### Stated exercise
Go through the listing below and list every line with "index".

Interface markup and scripts
---------------

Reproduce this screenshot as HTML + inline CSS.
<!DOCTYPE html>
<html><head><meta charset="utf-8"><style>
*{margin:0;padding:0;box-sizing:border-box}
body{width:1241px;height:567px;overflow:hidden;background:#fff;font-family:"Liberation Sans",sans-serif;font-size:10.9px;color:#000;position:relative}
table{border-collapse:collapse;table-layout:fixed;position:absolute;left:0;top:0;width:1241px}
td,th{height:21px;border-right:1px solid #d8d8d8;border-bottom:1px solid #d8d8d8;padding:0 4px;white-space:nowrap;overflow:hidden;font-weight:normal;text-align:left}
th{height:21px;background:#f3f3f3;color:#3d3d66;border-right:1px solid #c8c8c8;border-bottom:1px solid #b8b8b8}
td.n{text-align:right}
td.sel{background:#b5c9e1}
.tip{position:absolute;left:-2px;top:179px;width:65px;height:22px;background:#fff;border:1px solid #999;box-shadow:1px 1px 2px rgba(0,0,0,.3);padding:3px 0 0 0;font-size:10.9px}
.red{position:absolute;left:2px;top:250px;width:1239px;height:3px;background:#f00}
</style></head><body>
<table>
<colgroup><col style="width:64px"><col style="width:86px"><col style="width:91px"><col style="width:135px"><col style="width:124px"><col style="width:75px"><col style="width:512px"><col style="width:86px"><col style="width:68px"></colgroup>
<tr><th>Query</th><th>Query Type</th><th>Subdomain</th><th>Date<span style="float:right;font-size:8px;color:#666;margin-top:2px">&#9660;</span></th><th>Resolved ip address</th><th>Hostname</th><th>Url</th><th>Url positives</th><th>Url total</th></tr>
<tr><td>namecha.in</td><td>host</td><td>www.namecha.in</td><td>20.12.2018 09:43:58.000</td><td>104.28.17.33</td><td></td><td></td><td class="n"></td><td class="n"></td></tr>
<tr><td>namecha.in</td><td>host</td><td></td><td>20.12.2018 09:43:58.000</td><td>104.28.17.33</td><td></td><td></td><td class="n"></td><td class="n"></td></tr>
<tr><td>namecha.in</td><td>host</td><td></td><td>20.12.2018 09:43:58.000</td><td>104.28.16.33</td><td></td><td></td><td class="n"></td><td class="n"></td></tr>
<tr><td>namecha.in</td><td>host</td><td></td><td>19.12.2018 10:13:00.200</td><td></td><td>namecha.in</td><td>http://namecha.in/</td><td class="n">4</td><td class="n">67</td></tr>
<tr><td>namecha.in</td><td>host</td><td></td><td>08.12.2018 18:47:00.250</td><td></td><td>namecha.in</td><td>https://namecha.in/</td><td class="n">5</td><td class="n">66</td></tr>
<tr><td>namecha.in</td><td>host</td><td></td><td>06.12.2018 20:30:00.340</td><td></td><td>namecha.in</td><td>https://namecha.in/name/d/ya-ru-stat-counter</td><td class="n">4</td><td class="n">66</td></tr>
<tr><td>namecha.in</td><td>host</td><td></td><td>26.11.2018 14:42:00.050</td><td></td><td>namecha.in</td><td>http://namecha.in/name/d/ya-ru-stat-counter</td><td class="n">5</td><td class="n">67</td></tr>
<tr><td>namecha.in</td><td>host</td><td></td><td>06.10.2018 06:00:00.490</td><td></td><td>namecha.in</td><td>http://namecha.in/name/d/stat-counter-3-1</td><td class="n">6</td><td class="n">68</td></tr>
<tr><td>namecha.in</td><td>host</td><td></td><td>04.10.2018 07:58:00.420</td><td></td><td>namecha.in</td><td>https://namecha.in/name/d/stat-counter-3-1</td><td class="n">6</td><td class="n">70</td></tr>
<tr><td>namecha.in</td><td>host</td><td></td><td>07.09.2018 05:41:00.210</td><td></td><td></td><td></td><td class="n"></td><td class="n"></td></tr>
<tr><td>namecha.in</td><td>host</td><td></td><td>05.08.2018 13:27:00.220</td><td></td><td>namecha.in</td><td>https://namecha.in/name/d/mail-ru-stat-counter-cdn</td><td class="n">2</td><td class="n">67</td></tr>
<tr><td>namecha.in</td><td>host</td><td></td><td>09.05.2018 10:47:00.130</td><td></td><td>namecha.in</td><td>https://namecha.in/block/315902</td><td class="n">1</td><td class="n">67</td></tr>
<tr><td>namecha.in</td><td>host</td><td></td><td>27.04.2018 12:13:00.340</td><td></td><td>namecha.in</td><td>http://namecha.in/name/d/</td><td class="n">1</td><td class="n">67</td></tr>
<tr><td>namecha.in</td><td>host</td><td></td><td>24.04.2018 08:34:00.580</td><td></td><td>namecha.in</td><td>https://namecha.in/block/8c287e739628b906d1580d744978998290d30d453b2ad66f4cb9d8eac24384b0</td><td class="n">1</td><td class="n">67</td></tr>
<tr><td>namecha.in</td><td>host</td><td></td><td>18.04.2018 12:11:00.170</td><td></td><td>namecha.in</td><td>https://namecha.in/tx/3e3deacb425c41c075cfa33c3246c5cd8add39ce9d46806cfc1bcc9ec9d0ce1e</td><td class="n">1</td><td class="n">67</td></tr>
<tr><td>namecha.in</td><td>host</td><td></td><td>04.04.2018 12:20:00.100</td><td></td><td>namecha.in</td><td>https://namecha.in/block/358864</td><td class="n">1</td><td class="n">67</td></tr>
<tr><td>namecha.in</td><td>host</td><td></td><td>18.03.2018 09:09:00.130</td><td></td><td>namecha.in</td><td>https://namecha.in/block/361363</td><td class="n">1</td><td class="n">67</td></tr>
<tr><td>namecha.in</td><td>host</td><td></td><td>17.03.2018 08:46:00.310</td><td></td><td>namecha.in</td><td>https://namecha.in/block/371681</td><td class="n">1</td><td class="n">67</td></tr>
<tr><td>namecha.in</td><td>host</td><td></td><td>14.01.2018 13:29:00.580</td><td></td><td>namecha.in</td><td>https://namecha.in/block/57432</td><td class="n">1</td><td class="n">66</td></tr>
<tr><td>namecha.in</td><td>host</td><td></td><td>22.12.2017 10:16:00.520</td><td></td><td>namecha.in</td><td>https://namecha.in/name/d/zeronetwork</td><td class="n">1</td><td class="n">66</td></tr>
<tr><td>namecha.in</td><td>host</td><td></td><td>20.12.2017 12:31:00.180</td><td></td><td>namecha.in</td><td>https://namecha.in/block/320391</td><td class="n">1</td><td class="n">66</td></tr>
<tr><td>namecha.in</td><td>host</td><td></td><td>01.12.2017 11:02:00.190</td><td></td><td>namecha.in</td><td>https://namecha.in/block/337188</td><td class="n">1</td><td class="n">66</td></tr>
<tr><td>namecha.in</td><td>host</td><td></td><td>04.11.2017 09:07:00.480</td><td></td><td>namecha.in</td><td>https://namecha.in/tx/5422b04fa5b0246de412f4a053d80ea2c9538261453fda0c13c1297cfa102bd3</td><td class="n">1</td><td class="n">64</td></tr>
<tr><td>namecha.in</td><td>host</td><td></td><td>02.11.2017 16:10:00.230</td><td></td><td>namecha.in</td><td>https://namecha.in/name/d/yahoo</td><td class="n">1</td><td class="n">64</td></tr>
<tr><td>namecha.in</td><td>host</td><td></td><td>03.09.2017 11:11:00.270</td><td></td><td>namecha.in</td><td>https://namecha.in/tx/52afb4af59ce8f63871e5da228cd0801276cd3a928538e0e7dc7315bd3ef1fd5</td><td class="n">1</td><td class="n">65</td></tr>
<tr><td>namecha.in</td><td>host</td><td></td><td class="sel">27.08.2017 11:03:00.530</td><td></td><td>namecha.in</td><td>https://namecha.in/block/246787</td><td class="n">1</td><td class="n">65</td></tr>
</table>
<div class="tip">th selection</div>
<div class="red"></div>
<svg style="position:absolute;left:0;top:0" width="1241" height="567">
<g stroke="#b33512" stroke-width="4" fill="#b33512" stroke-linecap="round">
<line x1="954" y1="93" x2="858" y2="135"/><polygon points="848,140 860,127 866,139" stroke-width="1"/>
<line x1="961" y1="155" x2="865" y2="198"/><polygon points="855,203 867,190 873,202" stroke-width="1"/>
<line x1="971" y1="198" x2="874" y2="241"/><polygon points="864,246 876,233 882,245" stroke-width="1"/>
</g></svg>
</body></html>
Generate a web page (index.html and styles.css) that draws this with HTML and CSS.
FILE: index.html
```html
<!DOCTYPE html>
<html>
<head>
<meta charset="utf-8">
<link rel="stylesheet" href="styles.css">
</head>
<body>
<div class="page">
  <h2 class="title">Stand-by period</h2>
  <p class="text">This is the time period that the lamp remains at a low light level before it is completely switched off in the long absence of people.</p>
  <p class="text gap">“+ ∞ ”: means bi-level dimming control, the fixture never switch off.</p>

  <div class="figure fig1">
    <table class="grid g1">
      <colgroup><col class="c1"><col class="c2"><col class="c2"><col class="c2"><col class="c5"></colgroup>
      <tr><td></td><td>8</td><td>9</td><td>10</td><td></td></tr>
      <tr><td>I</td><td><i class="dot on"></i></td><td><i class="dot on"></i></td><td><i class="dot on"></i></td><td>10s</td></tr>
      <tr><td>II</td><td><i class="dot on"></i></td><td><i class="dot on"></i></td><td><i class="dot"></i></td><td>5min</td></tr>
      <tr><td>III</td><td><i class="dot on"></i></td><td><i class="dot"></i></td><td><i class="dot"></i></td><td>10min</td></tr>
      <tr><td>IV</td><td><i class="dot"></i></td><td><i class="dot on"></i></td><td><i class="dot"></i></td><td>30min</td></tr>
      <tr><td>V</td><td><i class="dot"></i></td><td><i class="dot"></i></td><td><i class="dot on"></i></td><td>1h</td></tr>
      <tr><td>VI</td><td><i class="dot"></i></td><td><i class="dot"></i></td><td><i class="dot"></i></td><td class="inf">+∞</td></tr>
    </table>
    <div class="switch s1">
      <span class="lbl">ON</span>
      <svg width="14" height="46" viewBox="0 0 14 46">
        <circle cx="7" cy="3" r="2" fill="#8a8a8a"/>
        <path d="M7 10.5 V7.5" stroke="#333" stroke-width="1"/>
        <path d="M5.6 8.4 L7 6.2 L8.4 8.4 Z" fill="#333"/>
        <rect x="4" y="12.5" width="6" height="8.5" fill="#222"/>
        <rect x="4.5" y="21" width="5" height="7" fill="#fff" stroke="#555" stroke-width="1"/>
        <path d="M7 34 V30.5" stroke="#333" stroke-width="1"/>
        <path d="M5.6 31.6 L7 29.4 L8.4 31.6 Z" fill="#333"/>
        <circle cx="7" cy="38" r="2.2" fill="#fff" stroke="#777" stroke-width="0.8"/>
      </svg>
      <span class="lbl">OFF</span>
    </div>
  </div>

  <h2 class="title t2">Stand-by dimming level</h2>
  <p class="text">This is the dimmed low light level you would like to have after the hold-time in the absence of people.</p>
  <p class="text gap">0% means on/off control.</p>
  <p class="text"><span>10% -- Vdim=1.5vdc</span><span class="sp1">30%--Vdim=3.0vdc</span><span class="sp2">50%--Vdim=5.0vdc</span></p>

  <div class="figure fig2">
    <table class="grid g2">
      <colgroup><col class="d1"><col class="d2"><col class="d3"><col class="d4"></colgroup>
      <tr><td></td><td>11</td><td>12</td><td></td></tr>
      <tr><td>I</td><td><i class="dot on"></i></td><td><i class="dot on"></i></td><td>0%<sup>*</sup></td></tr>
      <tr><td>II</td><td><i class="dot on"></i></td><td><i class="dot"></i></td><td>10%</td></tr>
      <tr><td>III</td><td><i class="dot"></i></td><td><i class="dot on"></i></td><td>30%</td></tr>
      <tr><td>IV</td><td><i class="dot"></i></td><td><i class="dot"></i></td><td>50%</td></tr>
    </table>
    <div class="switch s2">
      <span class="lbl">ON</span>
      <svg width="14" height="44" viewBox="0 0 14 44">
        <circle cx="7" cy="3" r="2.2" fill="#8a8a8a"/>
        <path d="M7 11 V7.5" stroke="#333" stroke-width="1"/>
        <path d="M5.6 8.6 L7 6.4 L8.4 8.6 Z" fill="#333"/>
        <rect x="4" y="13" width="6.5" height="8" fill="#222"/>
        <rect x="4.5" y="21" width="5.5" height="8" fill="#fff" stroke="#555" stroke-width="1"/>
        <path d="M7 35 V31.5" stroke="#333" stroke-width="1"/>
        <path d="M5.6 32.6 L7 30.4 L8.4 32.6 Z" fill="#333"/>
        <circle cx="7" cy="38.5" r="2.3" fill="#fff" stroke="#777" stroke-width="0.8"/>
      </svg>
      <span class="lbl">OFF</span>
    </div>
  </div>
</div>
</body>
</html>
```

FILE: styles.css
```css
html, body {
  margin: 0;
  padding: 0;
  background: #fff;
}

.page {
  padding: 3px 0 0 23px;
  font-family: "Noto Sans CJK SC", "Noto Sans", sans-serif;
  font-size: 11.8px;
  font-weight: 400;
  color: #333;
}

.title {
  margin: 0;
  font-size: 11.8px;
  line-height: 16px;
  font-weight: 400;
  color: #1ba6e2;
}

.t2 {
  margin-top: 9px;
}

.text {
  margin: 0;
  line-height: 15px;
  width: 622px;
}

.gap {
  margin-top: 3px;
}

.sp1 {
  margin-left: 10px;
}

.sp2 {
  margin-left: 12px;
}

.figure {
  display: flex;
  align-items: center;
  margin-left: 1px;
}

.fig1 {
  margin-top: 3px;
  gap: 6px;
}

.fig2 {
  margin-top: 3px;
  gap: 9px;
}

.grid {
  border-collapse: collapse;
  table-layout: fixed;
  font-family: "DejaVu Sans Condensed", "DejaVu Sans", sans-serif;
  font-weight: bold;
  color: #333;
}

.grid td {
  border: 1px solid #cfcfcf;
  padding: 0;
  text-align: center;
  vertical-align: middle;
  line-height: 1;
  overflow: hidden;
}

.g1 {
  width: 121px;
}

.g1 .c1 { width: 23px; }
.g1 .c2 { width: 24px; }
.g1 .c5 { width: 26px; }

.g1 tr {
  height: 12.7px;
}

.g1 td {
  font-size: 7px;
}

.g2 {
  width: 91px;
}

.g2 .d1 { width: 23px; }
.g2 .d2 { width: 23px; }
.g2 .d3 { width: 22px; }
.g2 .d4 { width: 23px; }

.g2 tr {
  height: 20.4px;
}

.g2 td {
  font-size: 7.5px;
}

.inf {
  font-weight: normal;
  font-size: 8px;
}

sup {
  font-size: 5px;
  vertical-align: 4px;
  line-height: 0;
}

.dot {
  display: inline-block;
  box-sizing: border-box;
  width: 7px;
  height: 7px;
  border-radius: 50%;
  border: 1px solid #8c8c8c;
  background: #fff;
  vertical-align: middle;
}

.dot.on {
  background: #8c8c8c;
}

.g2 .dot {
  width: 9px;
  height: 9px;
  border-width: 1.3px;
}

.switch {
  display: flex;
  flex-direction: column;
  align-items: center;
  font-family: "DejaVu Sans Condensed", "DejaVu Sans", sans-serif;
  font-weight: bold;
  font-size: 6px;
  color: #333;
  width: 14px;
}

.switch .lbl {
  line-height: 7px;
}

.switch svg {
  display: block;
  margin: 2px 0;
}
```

---------------

### Answer to the exercise
Generate a web page (index.html and styles.css) that draws this with HTML and CSS.
FILE: index.html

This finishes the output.